__GIVEN REQUEST__
From the first line of the listing below, retype each line up to and including the one with "import React from"; pictures stay out.

__INFORMATION SUPPLIED__
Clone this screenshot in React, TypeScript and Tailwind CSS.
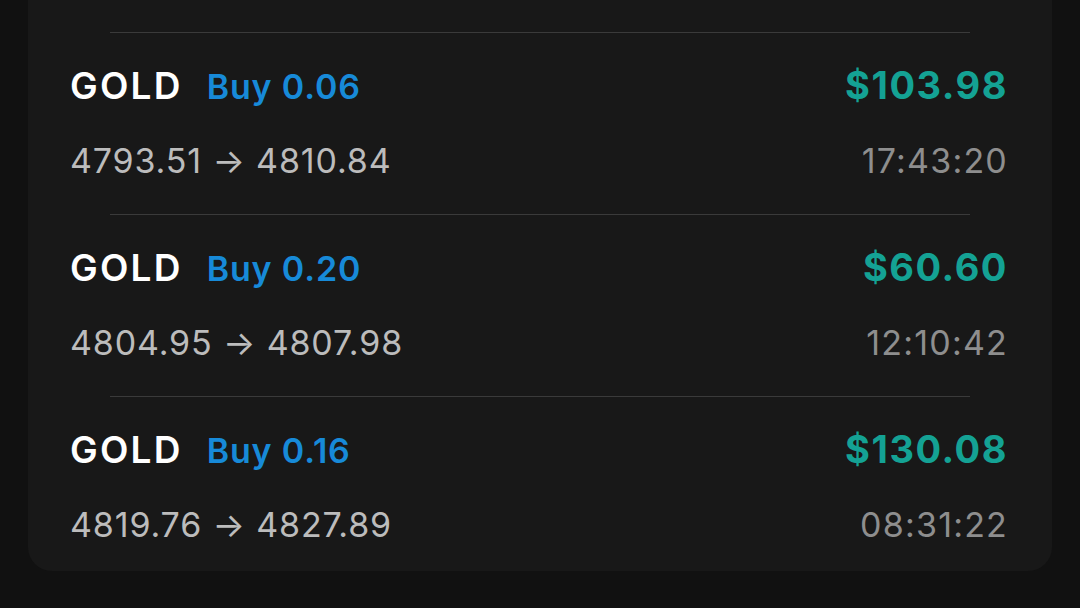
import React from "react";

const trades = [
  { sym: "GOLD", side: "Buy 0.06", pnl: "$103.98", open: "4793.51", close: "4810.84", time: "17:43:20" },
  { sym: "GOLD", side: "Buy 0.20", pnl: "$60.60", open: "4804.95", close: "4807.98", time: "12:10:42" },
  { sym: "GOLD", side: "Buy 0.16", pnl: "$130.08", open: "4819.76", close: "4827.89", time: "08:31:22" },
];

export default function App() {
  return (
    <div
      className="w-[1080px] h-[608px] bg-[#111111] overflow-hidden"
      style={{ fontFamily: "Inter, 'Noto Sans', sans-serif" }}
    >
      <div className="mx-[28px] bg-[#181818] rounded-b-[24px] pt-[32px]">
        {trades.map((t, i) => (
          <div key={i}>
            <div className="h-px mx-[82px] bg-[#3a3a3a]" />
            <div className={"pl-[42px] pr-[44px] pt-[30px] " + (i === trades.length - 1 ? "pb-[26px]" : "pb-[33px]")}>
              <div className="flex items-baseline justify-between h-[44px] leading-[44px]">
                <div className="flex items-baseline gap-[24px]">
                  <span className="text-[37px] font-semibold text-white tracking-[0.06em]">{t.sym}</span>
                  <span className="text-[34px] font-semibold text-[#178ad8] tracking-[0.025em]">{t.side}</span>
                </div>
                <span className="text-[38px] font-bold text-[#14a294] tracking-[0.04em]">{t.pnl}</span>
              </div>
              <div className="flex items-center justify-between mt-[34px] h-[40px] leading-[40px] text-[34px]">
                <span className="text-[#bcbcbc] tracking-[0.025em]">
                  {t.open} → {t.close}
                </span>
                <span className="text-[#8e8e8e] tracking-[0.035em]">{t.time}</span>
              </div>
            </div>
          </div>
        ))}
      </div>
    </div>
  );
}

__ANSWER FOR THIS EXERCISE__
Clone this screenshot in React, TypeScript and Tailwind CSS.
import React from "react";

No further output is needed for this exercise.